=== Information shown ===
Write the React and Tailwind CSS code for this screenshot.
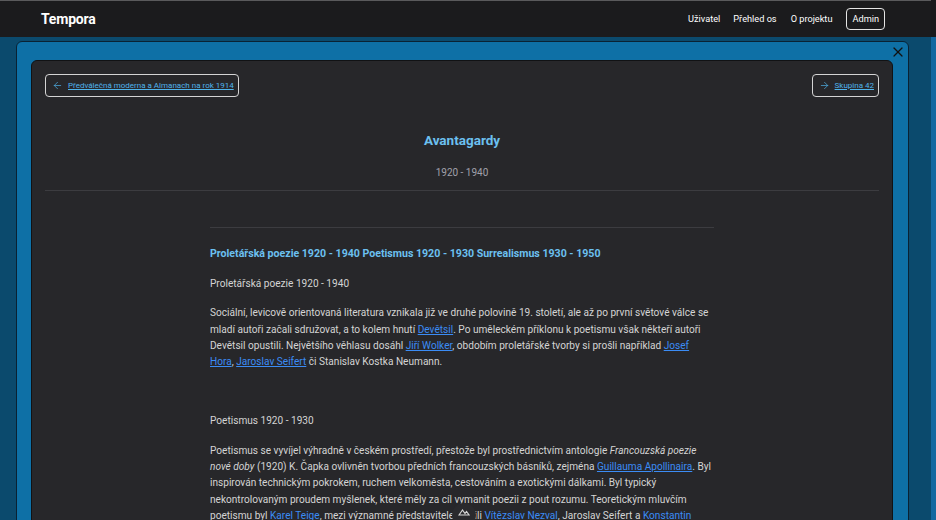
import React from 'react';
import { ArrowLeft, ArrowRight, X } from 'lucide-react';

const A = ({ children }) => (
    <a href="#" className="text-[#3b8cf5] underline">{children}</a>
);

const NavButton = ({ dir, children }) => (
    <button className="flex items-center gap-[5px] h-[23px] pl-[6px] pr-[4px] border-[1.5px] border-[#d4d4d4] rounded-[4px] text-[8px] text-[#4fb3ea]">
        {dir === 'left' && <ArrowLeft size={11} strokeWidth={1.5} />}
        {dir === 'right' && <ArrowRight size={11} strokeWidth={1.5} />}
        <span className="underline">{children}</span>
    </button>
);

export default function App() {
    return (
        <div className="h-[520px] w-[936px] overflow-hidden flex bg-[#0b4a6d] font-['Roboto',sans-serif]">
            <div className="flex-1 flex flex-col min-w-0">
                {/* Top bar */}
                <header className="h-[37px] shrink-0 bg-[#1b1b1d] border-t border-[#5a5a5c] flex items-center justify-between pl-[41px] pr-[46px]">
                    <span className="text-white font-bold text-[14px] tracking-[-0.2px]">Tempora</span>
                    <nav className="flex items-center text-[9.2px] text-white">
                        <a href="#" className="mr-[13px]">Uživatel</a>
                        <a href="#" className="mr-[14px]">Přehled os</a>
                        <a href="#" className="mr-[14px]">O projektu</a>
                        <a href="#" className="h-[22px] px-[5px] flex items-center border-[1.5px] border-[#e5e5e5] rounded-[4px]">Admin</a>
                    </nav>
                </header>

                <main className="flex-1 min-h-0 pt-[4px] pl-[16px] pr-[22px]">
                    <div className="relative h-[600px] bg-[#0e70a6] border border-[#0a2233] rounded-[6px] pt-[18px] pl-[14px] pr-[15px]">
                        <button className="absolute top-[2px] right-[2px] text-[#111]">
                            <X size={16} strokeWidth={1.8} />
                        </button>

                        <div className="h-full bg-[#27272a] border border-[#111214] rounded-[6px] px-[13px] pt-[13px]">
                            <div className="flex justify-between">
                                <NavButton dir="left">Předválečná moderna a Almanach na rok 1914</NavButton>
                                <NavButton dir="right">Skupina 42</NavButton>
                            </div>

                            <div className="text-center pt-[33px] pb-[10px] border-b border-[#3c3c40]">
                                <h1 className="text-[13.5px] font-bold text-[#6cc0f0] leading-[20px]">Avantagardy</h1>
                                <p className="mt-[15px] text-[10px] text-[#a1a1aa]">1920 - 1940</p>
                            </div>

                            <article className="w-[504px] mx-auto mt-[36px] pt-[18px] border-t border-[#3c3c40] text-[10.1px] leading-[16.3px] text-[#d4d4d4]">
                                <h2 className="text-[10.6px] font-bold text-[#6cc0f0] leading-[16px]">
                                    Proletářská poezie 1920 - 1940 Poetismus 1920 - 1930 Surrealismus 1930 - 1950
                                </h2>
                                <p className="mt-[14px]">Proletářská poezie 1920 - 1940</p>
                                <p className="mt-[13px]">
                                    Sociální, levicově orientovaná literatura vznikala již ve druhé polovině 19. století, ale až po první světové válce se
                                    mladí autoři začali sdružovat, a to kolem hnutí <A>Devětsil</A>. Po uměleckém příklonu k poetismu však někteří autoři
                                    Devětsil opustili. Největšího věhlasu dosáhl <A>Jiří Wolker</A>, obdobím proletářské tvorby si prošli například <A>Josef
                                    Hora</A>, <A>Jaroslav Seifert</A> či Stanislav Kostka Neumann.
                                </p>
                                <p className="mt-[43px]">Poetismus 1920 - 1930</p>
                                <p className="mt-[13px]">
                                    Poetismus se vyvíjel výhradně v českém prostředí, přestože byl prostřednictvím antologie <i>Francouzská poezie
                                    nové doby</i> (1920) K. Čapka ovlivněn tvorbou předních francouzských básníků, zejména <A>Guillauma Apollinaira</A>. Byl
                                    inspirován technickým pokrokem, ruchem velkoměsta, cestováním a exotickými dálkami. Byl typický
                                    nekontrolovaným proudem myšlenek, které měly za cíl vymanit poezii z pout rozumu. Teoretickým mluvčím
                                    poetismu byl <A>Karel Teige</A>, mezi významné představitele patřili <A>Vítězslav Nezval</A>, Jaroslav Seifert a <A>Konstantin
                                    Biebl</A>.
                                </p>
                            </article>
                        </div>
                    </div>
                </main>
            </div>
            {/* scrollbar strip */}
            <div className="w-[5px] shrink-0 bg-[#1a1a1c] flex flex-col">
                <div className="h-[37px]" />
                <div className="flex-1 bg-[#1468a0]" />
            </div>

            {/* floating badge */}
            <div className="absolute left-[452px] top-[503px] w-[24px] h-[24px] rounded-full bg-[#2a2a2d] flex items-start justify-center pt-[5px]">
                <svg width="12" height="8" viewBox="0 0 12 8" fill="none" stroke="#d4d4d4" strokeWidth="1.2">
                    <path d="M1 7 L4.5 2 L7 5.5 L8.5 3.5 L11 7 Z" />
                </svg>
            </div>
        </div>
    );
}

=== Brief ===
Repeat the listing verbatim. Skip the pictures.

=== Exercise result ===
Write the React and Tailwind CSS code for this screenshot.
import React from 'react';
import { ArrowLeft, ArrowRight, X } from 'lucide-react';

const A = ({ children }) => (
    <a href="#" className="text-[#3b8cf5] underline">{children}</a>
);

const NavButton = ({ dir, children }) => (
    <button className="flex items-center gap-[5px] h-[23px] pl-[6px] pr-[4px] border-[1.5px] border-[#d4d4d4] rounded-[4px] text-[8px] text-[#4fb3ea]">
        {dir === 'left' && <ArrowLeft size={11} strokeWidth={1.5} />}
        {dir === 'right' && <ArrowRight size={11} strokeWidth={1.5} />}
        <span className="underline">{children}</span>
    </button>
);

export default function App() {
    return (
        <div className="h-[520px] w-[936px] overflow-hidden flex bg-[#0b4a6d] font-['Roboto',sans-serif]">
            <div className="flex-1 flex flex-col min-w-0">
                {/* Top bar */}
                <header className="h-[37px] shrink-0 bg-[#1b1b1d] border-t border-[#5a5a5c] flex items-center justify-between pl-[41px] pr-[46px]">
                    <span className="text-white font-bold text-[14px] tracking-[-0.2px]">Tempora</span>
                    <nav className="flex items-center text-[9.2px] text-white">
                        <a href="#" className="mr-[13px]">Uživatel</a>
                        <a href="#" className="mr-[14px]">Přehled os</a>
                        <a href="#" className="mr-[14px]">O projektu</a>
                        <a href="#" className="h-[22px] px-[5px] flex items-center border-[1.5px] border-[#e5e5e5] rounded-[4px]">Admin</a>
                    </nav>
                </header>

                <main className="flex-1 min-h-0 pt-[4px] pl-[16px] pr-[22px]">
                    <div className="relative h-[600px] bg-[#0e70a6] border border-[#0a2233] rounded-[6px] pt-[18px] pl-[14px] pr-[15px]">
                        <button className="absolute top-[2px] right-[2px] text-[#111]">
                            <X size={16} strokeWidth={1.8} />
                        </button>

                        <div className="h-full bg-[#27272a] border border-[#111214] rounded-[6px] px-[13px] pt-[13px]">
                            <div className="flex justify-between">
                                <NavButton dir="left">Předválečná moderna a Almanach na rok 1914</NavButton>
                                <NavButton dir="right">Skupina 42</NavButton>
                            </div>

                            <div className="text-center pt-[33px] pb-[10px] border-b border-[#3c3c40]">
                                <h1 className="text-[13.5px] font-bold text-[#6cc0f0] leading-[20px]">Avantagardy</h1>
                                <p className="mt-[15px] text-[10px] text-[#a1a1aa]">1920 - 1940</p>
                            </div>

                            <article className="w-[504px] mx-auto mt-[36px] pt-[18px] border-t border-[#3c3c40] text-[10.1px] leading-[16.3px] text-[#d4d4d4]">
                                <h2 className="text-[10.6px] font-bold text-[#6cc0f0] leading-[16px]">
                                    Proletářská poezie 1920 - 1940 Poetismus 1920 - 1930 Surrealismus 1930 - 1950
                                </h2>
                                <p className="mt-[14px]">Proletářská poezie 1920 - 1940</p>
                                <p className="mt-[13px]">
                                    Sociální, levicově orientovaná literatura vznikala již ve druhé polovině 19. století, ale až po první světové válce se
                                    mladí autoři začali sdružovat, a to kolem hnutí <A>Devětsil</A>. Po uměleckém příklonu k poetismu však někteří autoři
                                    Devětsil opustili. Největšího věhlasu dosáhl <A>Jiří Wolker</A>, obdobím proletářské tvorby si prošli například <A>Josef
                                    Hora</A>, <A>Jaroslav Seifert</A> či Stanislav Kostka Neumann.
                                </p>
                                <p className="mt-[43px]">Poetismus 1920 - 1930</p>
                                <p className="mt-[13px]">
                                    Poetismus se vyvíjel výhradně v českém prostředí, přestože byl prostřednictvím antologie <i>Francouzská poezie
                                    nové doby</i> (1920) K. Čapka ovlivněn tvorbou předních francouzských básníků, zejména <A>Guillauma Apollinaira</A>. Byl
                                    inspirován technickým pokrokem, ruchem velkoměsta, cestováním a exotickými dálkami. Byl typický
                                    nekontrolovaným proudem myšlenek, které měly za cíl vymanit poezii z pout rozumu. Teoretickým mluvčím
                                    poetismu byl <A>Karel Teige</A>, mezi významné představitele patřili <A>Vítězslav Nezval</A>, Jaroslav Seifert a <A>Konstantin
                                    Biebl</A>.
                                </p>
                            </article>
                        </div>
                    </div>
                </main>
            </div>
            {/* scrollbar strip */}
            <div className="w-[5px] shrink-0 bg-[#1a1a1c] flex flex-col">
                <div className="h-[37px]" />
                <div className="flex-1 bg-[#1468a0]" />
            </div>

            {/* floating badge */}
            <div className="absolute left-[452px] top-[503px] w-[24px] h-[24px] rounded-full bg-[#2a2a2d] flex items-start justify-center pt-[5px]">
                <svg width="12" height="8" viewBox="0 0 12 8" fill="none" stroke="#d4d4d4" strokeWidth="1.2">
                    <path d="M1 7 L4.5 2 L7 5.5 L8.5 3.5 L11 7 Z" />
                </svg>
            </div>
        </div>
    );
}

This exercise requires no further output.